Exercise directions =
From the listing below, select every line where the word "What" appears.

Material =
━━━━

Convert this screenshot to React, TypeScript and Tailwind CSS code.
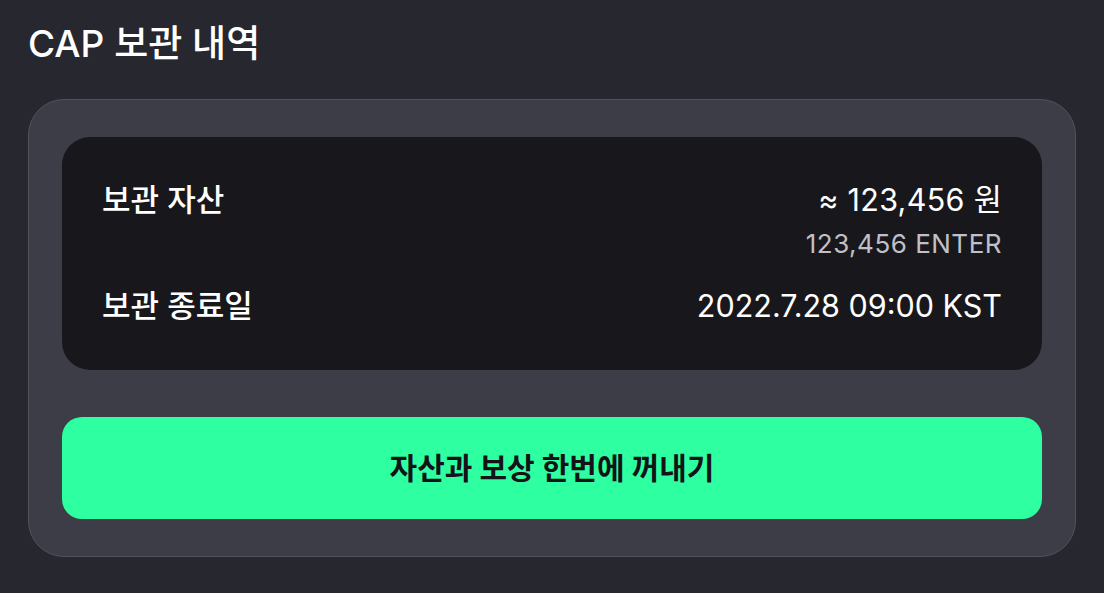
export default function App() {
  return (
    <div className="min-h-screen w-full bg-[#27272f] px-[28px] pt-[20px] font-['Inter','Noto_Sans_CJK_KR',sans-serif]">
      <h1 className="text-[37px] leading-[48px] font-medium text-white">CAP 보관 내역</h1>

      <div className="mt-[31px] rounded-[36px] border border-[#52525c] bg-[#3d3d47] px-[33px] pt-[37px] pb-[37px]">
        <div className="rounded-[28px] bg-[#18181c] px-[40px] pt-[45px] pb-[46px]">
          <div className="flex items-start justify-between">
            <span className="text-[31px] leading-[36px] font-medium text-white">보관 자산</span>
            <div className="flex flex-col items-end">
              <span className="text-[30.5px] leading-[36px] tracking-[0.3px] text-white">≈ 123,456 원</span>
              <span className="mt-[11px] text-[26px] leading-[30px] tracking-[0.5px] text-[#c0c0c8]">123,456 ENTER</span>
            </div>
          </div>
          <div className="mt-[29px] flex items-center justify-between">
            <span className="text-[31px] leading-[36px] font-medium text-white">보관 종료일</span>
            <span className="text-[30.5px] leading-[36px] text-white">2022.7.28 09:00 KST</span>
          </div>
        </div>

        <button className="mt-[47px] flex h-[102px] w-full items-center justify-center rounded-[20px] bg-[#2effa0] text-[30px] font-bold text-[#141418]">
          자산과 보상 한번에 꺼내기
        </button>
      </div>
    </div>
  )
}
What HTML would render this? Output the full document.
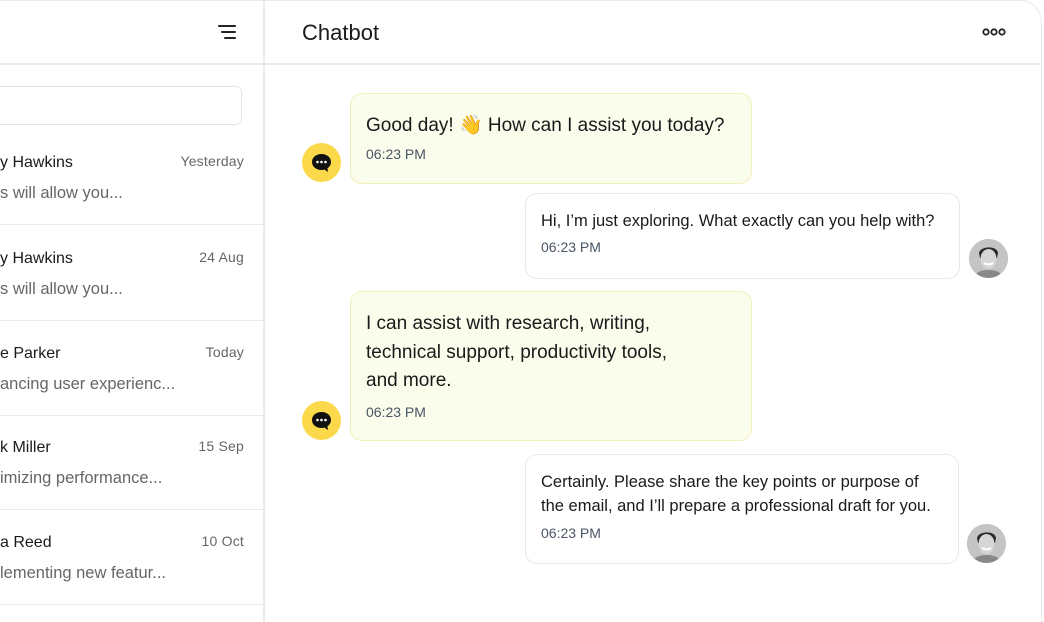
<!DOCTYPE html>
<html><head><meta charset="utf-8"><style>
*{box-sizing:border-box;margin:0;padding:0}
html,body{width:1044px;height:622px;overflow:hidden}
body{background:#fff;font-family:"Liberation Sans",sans-serif;color:#1a1a1a;position:relative}
.frame{position:absolute;left:-20px;top:0;width:1062px;height:622px;border:1.5px solid #ebebe6;border-bottom:none;border-radius:0 22px 0 0}
.vline{position:absolute;left:263px;top:0;width:1.5px;height:622px;background:#ebebe6}
.hline{position:absolute;left:0;top:63px;width:1042px;height:1.5px;background:#ebebe6}
.search{position:absolute;left:-20px;top:86px;width:262px;height:39px;border:1.5px solid #e6e6e0;border-radius:6px}
.item{position:absolute;left:0;width:263px;height:95px;border-bottom:1.5px solid #ebebe6}
.item .n{position:absolute;left:0;top:24px;font-size:16px;color:#1a1a1a}
.item .d{position:absolute;right:19px;top:23px;font-size:14px;color:#666;letter-spacing:.2px}
.item .p{position:absolute;left:0;top:54px;font-size:16.5px;color:#666}
.title{position:absolute;left:302px;top:20px;font-size:22px;color:#1a1a1a}
.bb{position:absolute;background:#fafcec;border:1.5px solid #f3efbb;border-radius:12px;padding:17px 15px}
.ub{position:absolute;background:#fff;border:1.5px solid #e9e9e4;border-radius:12px;padding:16px 15px}
.bb .t{font-size:19px;line-height:29px}
.ub .t{font-size:16.5px;line-height:24px}
.tm{font-size:14px;color:#4a5565}
.bot{position:absolute;width:39px;height:39px;border-radius:50%;background:#fcd94a}
.av{position:absolute;width:39px;height:39px;border-radius:50%;overflow:hidden;background:#bdbdbd}
</style></head><body>
<div class="frame"></div>
<div class="vline"></div><div class="hline"></div>
<svg style="position:absolute;left:218px;top:24px" width="18" height="16" viewBox="0 0 18 16"><path d="M1 2h16M4 8h13M7 14h10" stroke="#222" stroke-width="2" stroke-linecap="round"/></svg>
<div class="search"></div>
<div class="item" style="top:130px"><div class="n">y Hawkins</div><div class="d">Yesterday</div><div class="p">s will allow you...</div></div>
<div class="item" style="top:226px"><div class="n">y Hawkins</div><div class="d">24 Aug</div><div class="p">s will allow you...</div></div>
<div class="item" style="top:321px"><div class="n">e Parker</div><div class="d">Today</div><div class="p">ancing user experienc...</div></div>
<div class="item" style="top:415px"><div class="n">k Miller</div><div class="d">15 Sep</div><div class="p">imizing performance...</div></div>
<div class="item" style="top:510px"><div class="n">a Reed</div><div class="d">10 Oct</div><div class="p">lementing new featur...</div></div>
<div class="title">Chatbot</div>
<svg style="position:absolute;left:982px;top:27px" width="24" height="10" viewBox="0 0 24 10"><g fill="none" stroke="#222" stroke-width="1.8"><circle cx="4" cy="5" r="2.7"/><circle cx="12" cy="5" r="2.7"/><circle cx="20" cy="5" r="2.7"/></g></svg>

<div class="bb" style="left:350px;top:93px;width:402px;height:91px"><div class="t">Good day! 👋 How can I assist you today?</div><div class="tm" style="margin-top:6px">06:23 PM</div></div>
<div class="bot" style="left:302px;top:143px"><svg width="39" height="39" viewBox="0 0 39 39"><path d="M19.5 11c-5.5 0-9.5 3.4-9.5 8s4 8 9.5 8c1 0 2-.1 2.9-.4l3.6 2.4-.6-3.6c2.2-1.5 3.6-3.8 3.6-6.4 0-4.6-4-8-9.5-8z" fill="#111"/><circle cx="15.5" cy="19" r="1.3" fill="#fff"/><circle cx="19.5" cy="19" r="1.3" fill="#fff"/><circle cx="23.5" cy="19" r="1.3" fill="#fff"/></svg></div>

<div class="ub" style="left:525px;top:193px;width:435px;height:86px"><div class="t" style="margin-top:-1px">Hi, I’m just exploring. What exactly can you help with?</div><div class="tm" style="margin-top:6px">06:23 PM</div></div>
<div class="av" style="left:969px;top:239px"><svg width="39" height="39" viewBox="0 0 39 39"><rect width="39" height="39" fill="#c4c4c4"/><path d="M10 14c1-7 18-8 19 0l-1 5H11z" fill="#2a2a2a"/><ellipse cx="19.5" cy="20" rx="8" ry="10" fill="#d6d6d6"/><path d="M15 24q4.5 3 9 0" stroke="#fff" stroke-width="2" fill="none"/><path d="M5 39q2-8 14.5-8T34 39z" fill="#888"/></svg></div>

<div class="bb" style="left:350px;top:291px;width:402px;height:150px"><div class="t" style="margin-top:1px;width:320px;line-height:28.5px">I can assist with research, writing, technical support, productivity tools, and more.</div><div class="tm" style="margin-top:8px">06:23 PM</div></div>
<div class="bot" style="left:302px;top:401px"><svg width="39" height="39" viewBox="0 0 39 39"><path d="M19.5 11c-5.5 0-9.5 3.4-9.5 8s4 8 9.5 8c1 0 2-.1 2.9-.4l3.6 2.4-.6-3.6c2.2-1.5 3.6-3.8 3.6-6.4 0-4.6-4-8-9.5-8z" fill="#111"/><circle cx="15.5" cy="19" r="1.3" fill="#fff"/><circle cx="19.5" cy="19" r="1.3" fill="#fff"/><circle cx="23.5" cy="19" r="1.3" fill="#fff"/></svg></div>

<div class="ub" style="left:525px;top:454px;width:434px;height:110px"><div class="t" style="margin-top:-1px;width:402px">Certainly. Please share the key points or purpose of the email, and I’ll prepare a professional draft for you.</div><div class="tm" style="margin-top:7px">06:23 PM</div></div>
<div class="av" style="left:967px;top:524px"><svg width="39" height="39" viewBox="0 0 39 39"><rect width="39" height="39" fill="#c4c4c4"/><path d="M10 14c1-7 18-8 19 0l-1 5H11z" fill="#2a2a2a"/><ellipse cx="19.5" cy="20" rx="8" ry="10" fill="#d6d6d6"/><path d="M15 24q4.5 3 9 0" stroke="#fff" stroke-width="2" fill="none"/><path d="M5 39q2-8 14.5-8T34 39z" fill="#888"/></svg></div>
</body></html>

━━━━

Solved problem =
What HTML would render this? Output the full document.
<div class="ub" style="left:525px;top:193px;width:435px;height:86px"><div class="t" style="margin-top:-1px">Hi, I’m just exploring. What exactly can you help with?</div><div class="tm" style="margin-top:6px">06:23 PM</div></div>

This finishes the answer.